Continuing my blogs about President Obama’s 2012 proclamation entitled “COMMEMORATION OF THE 50th ANNIVERSARY OF THE VIETNAM WAR”:
Here’s the second paragraph:
“As a grateful Nation, we honor more than 58,000 patriots—their names etched in black granite—who sacriﬁced all they had and all they would ever know. We draw inspiration from the heroes who suffered unspeakably as prisoners of war, yet who returned home with their heads held high. We pledge to keep faith with those who were wounded and still carry the scars of war, seen and unseen. With more than 1,600 of our service members still among the missing, we pledge as a Nation to do everything in our power to bring these patriots home. In the reﬂection of The Wall, we see the military family members and veterans who carry a pain that may never fade. May they ﬁnd peace in knowing their loved ones endure, not only in medals and memories, but in the hearts of all Americans, who are forever grateful for their service, valor, and sacrifice.”

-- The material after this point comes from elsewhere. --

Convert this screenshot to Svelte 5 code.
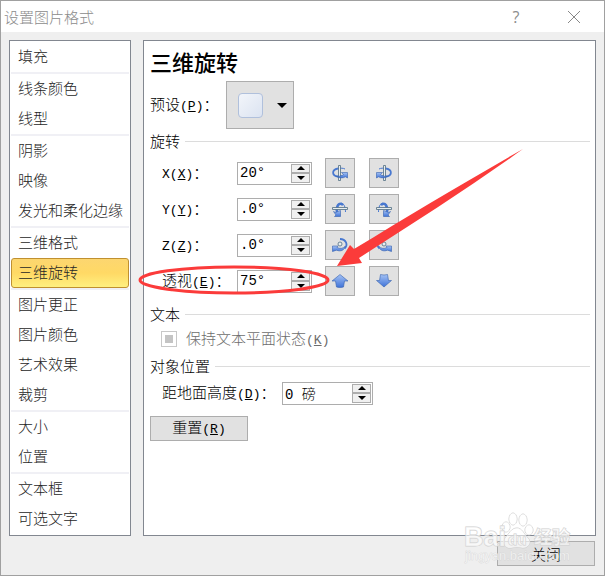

Here, the president invites out attention to the losses combatants suffered—their health, their freedom, their very lives. I’ve dwelt on these issues before; I don’t need to repeat. What’s urgently important is for Americans to understand and appreciate that our fighting men in Vietnam offered everything a human being has in defense of our country. And yet—how do you thank someone who has died for you?